Arbitrator Orders AK to Keep Ashland Operating

Contact: Tony Montana (USW) – 412-562-2592

PITTSBURGH, July 15 — The United Steelworkers (USW) today said that an independent arbitrator has ordered AK Steel (NYSE: AKS) to abandon plans to shut down its Ashland, Ky. plant and lay off about 750 workers and instead look at cutting production elsewhere because the USW’s contract contains a provision to prevent its members being laid off while other plants are operating.

USW International President Leo W. Gerard said that he’s proud to be the leader of a union that fights for its members and added a warning to employers that the USW will continue to enforce its contractual protections, no matter what market conditions are or how difficult economic times become.

“We promised job and earnings security in Ashland and delivered,” said Gerard. “We promised to fight for fairness and dignity for our members and we’re true to our word.”

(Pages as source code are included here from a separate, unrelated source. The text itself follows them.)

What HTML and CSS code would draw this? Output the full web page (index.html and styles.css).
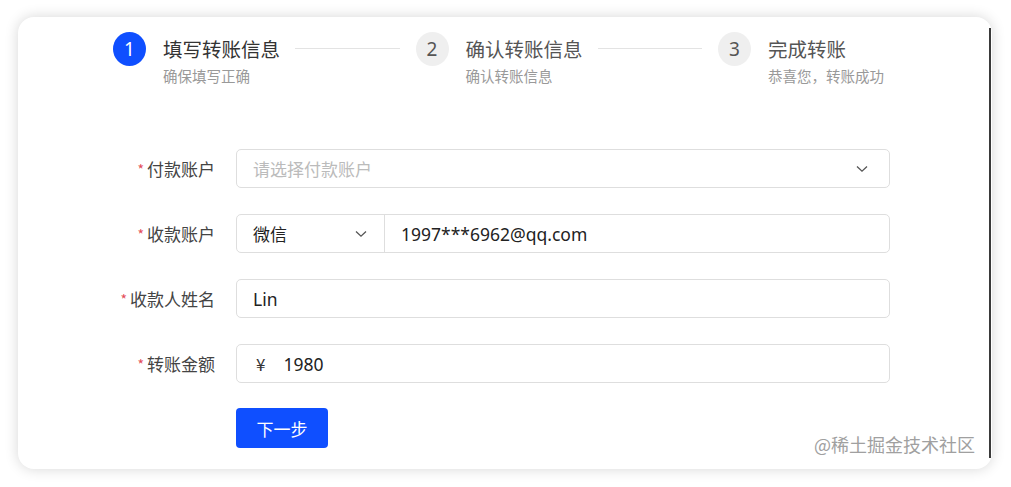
FILE: index.html
```html
<!DOCTYPE html>
<html lang="zh">
<head>
<meta charset="utf-8">
<title>转账</title>
<link rel="stylesheet" href="styles.css">
</head>
<body>
<div class="card">
  <div class="steps">
    <div class="step step-active">
      <div class="step-icon">1</div>
      <div class="step-content">
        <div class="step-title-row"><span class="step-title">填写转账信息</span><span class="step-line"></span></div>
        <div class="step-desc">确保填写正确</div>
      </div>
    </div>
    <div class="step">
      <div class="step-icon">2</div>
      <div class="step-content">
        <div class="step-title-row"><span class="step-title">确认转账信息</span><span class="step-line"></span></div>
        <div class="step-desc">确认转账信息</div>
      </div>
    </div>
    <div class="step step-last">
      <div class="step-icon">3</div>
      <div class="step-content">
        <div class="step-title-row"><span class="step-title">完成转账</span></div>
        <div class="step-desc">恭喜您，转账成功</div>
      </div>
    </div>
  </div>

  <form class="form">
    <div class="row">
      <label class="label"><span class="req">*</span>付款账户</label>
      <div class="field select">
        <span class="placeholder">请选择付款账户</span>
        <svg class="chev" viewBox="0 0 12 8" width="12" height="8"><path d="M1 1.5 L6 6.2 L11 1.5" fill="none" stroke="#555" stroke-width="1.3"/></svg>
      </div>
    </div>
    <div class="row">
      <label class="label"><span class="req">*</span>收款账户</label>
      <div class="field group">
        <div class="group-select">
          <span class="value">微信</span>
          <svg class="chev" viewBox="0 0 12 8" width="12" height="8"><path d="M1 1.5 L6 6.2 L11 1.5" fill="none" stroke="#555" stroke-width="1.3"/></svg>
        </div>
        <div class="group-input"><span class="value latin">1997***6962@qq.com</span></div>
      </div>
    </div>
    <div class="row">
      <label class="label"><span class="req">*</span>收款人姓名</label>
      <div class="field"><span class="value latin">Lin</span></div>
    </div>
    <div class="row">
      <label class="label"><span class="req">*</span>转账金额</label>
      <div class="field"><span class="yen">¥</span><span class="value latin">1980</span></div>
    </div>
    <div class="row">
      <span class="label"></span>
      <button type="button" class="btn">下一步</button>
    </div>
  </form>

  <div class="watermark">@稀土掘金技术社区</div>
</div>
</body>
</html>
```

FILE: styles.css
```css
* { box-sizing: border-box; }
html, body {
  margin: 0;
  padding: 0;
  background: #ffffff;
  font-family: "Noto Sans CJK SC", "Noto Sans", sans-serif;
}
body {
  width: 1011px;
  height: 487px;
  overflow: hidden;
  padding: 17px 19px 18px 18px;
}
.card {
  position: relative;
  width: 974px;
  height: 452px;
  background: #fff;
  border-radius: 16px;
  box-shadow: 0 0 14px rgba(0, 0, 0, 0.16);
  padding-top: 15px;
}
.card::after {
  content: "";
  position: absolute;
  right: 1px;
  top: 11px;
  bottom: 11px;
  width: 2px;
  background: #3a3a3a;
}

/* steps */
.steps {
  display: flex;
  margin-left: 95px;
  width: 775px;
}
.step {
  display: flex;
  flex: 1 1 0;
  align-items: flex-start;
}
.step-last { flex: 0 0 170px; }
.step-icon {
  width: 33px;
  height: 34px;
  border-radius: 50%;
  background: #efefef;
  color: #555;
  font-size: 19px;
  line-height: 34px;
  text-align: center;
  flex: none;
  font-family: "Noto Sans", sans-serif;
}
.step-active .step-icon {
  background: #0f4fff;
  color: #fff;
}
.step-content {
  flex: 1;
  margin-left: 17px;
}
.step-title-row {
  display: flex;
  align-items: center;
  height: 33px;
}
.step-title {
  font-size: 19.5px;
  color: #555;
  white-space: nowrap;
}
.step-active .step-title { color: #333; }
.step-line {
  flex: 1;
  height: 1px;
  background: #e3e3e3;
  margin: 0 16px 0 15px;
}
.step-desc {
  margin-top: 0;
  font-size: 14.5px;
  color: #999;
  white-space: nowrap;
}

/* form */
.form {
  margin-top: 63px;
  display: flex;
  flex-direction: column;
  gap: 26px;
}
.row {
  display: flex;
  align-items: center;
}
.label {
  width: 218px;
  padding-right: 21px;
  text-align: right;
  font-size: 17px;
  color: #444;
  flex: none;
}
.req {
  color: #e34d59;
  font-size: 14px;
  margin-right: 3px;
  position: relative;
  top: -1px;
}
.field {
  width: 654px;
  height: 39px;
  border: 1px solid #dedede;
  border-radius: 5px;
  display: flex;
  align-items: center;
  padding: 0 16px;
  font-size: 17px;
  color: #222;
}
.placeholder { color: #bbb; flex: 1; }
.select .chev { margin-right: 5px; }
.group { padding: 0; }
.group-select {
  width: 148px;
  height: 100%;
  display: flex;
  align-items: center;
  justify-content: space-between;
  padding: 0 17px 0 16px;
  border-right: 1px solid #dedede;
}
.group-input {
  flex: 1;
  padding-left: 16px;
}
.value { color: #222; }
.latin { font-family: "Noto Sans", "Noto Sans CJK SC", sans-serif; font-size: 17.5px; }
.yen {
  margin-left: 3px;
  margin-right: 18px;
  color: #333;
}
.btn {
  width: 92px;
  height: 40px;
  border: none;
  border-radius: 4px;
  background: #0f4fff;
  color: #fff;
  font-size: 17px;
  font-family: "Noto Sans CJK SC", sans-serif;
  padding: 0;
  margin-top: -1px;
}
.watermark {
  position: absolute;
  right: 17px;
  bottom: 12px;
  font-size: 18px;
  color: #a0a0a0;
}
```
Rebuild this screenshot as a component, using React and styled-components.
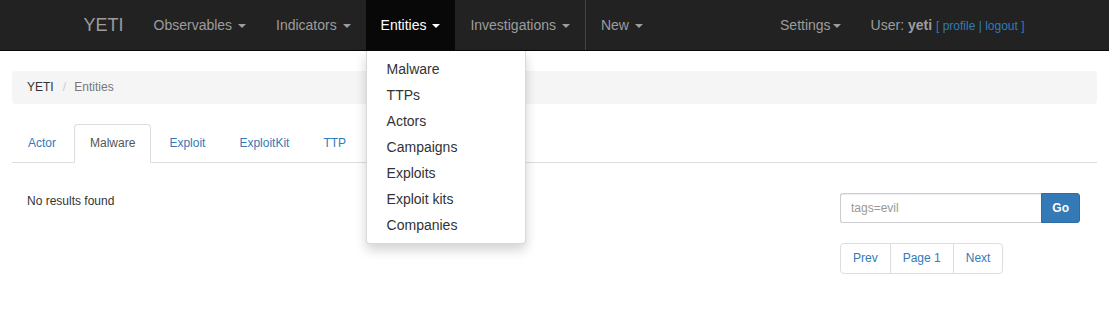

“Over the years, we have learned how to protect our members as the market cycles from up to down, from high to low,” said USW International Vice-President Tom Conway, who chairs the union’s negotiations with AK Steel in Ashland. “No other industrial union has more experience or expertise in protecting its members in tough economic times.”

USW District 8 Director Billy Thompson echoed the sentiments of Gerard and Conway, saying that he believes AK tried to bully the USW into allowing the company to break its collective bargaining agreement with the union.

“Dealing with AK means that our members, staff and local union leaders need to know what our contract says in order to enforce it,” said Thompson. “It’s not easy getting full capacity guarantees in writing,” Thompson said.

In explaining his ruling, Arbitrator Raymond F. Sekula wrote in his final award and decision that “the failure of the Company to temper its ‘full capacity’ commitment to the Ashland bargaining unit except in cases in which there is no demand at all for Ashland products acts as a restriction on the Company in that if there is customer demand for products which can be produced at Ashland, that work must contractually be assigned to it.”

The USW represents about 1.2 million active and retired members in the United States and Canada in a wide variety of industries, ranging from steel, tire and rubber and other manufacturing environments as well as the public sector, service and health care industries.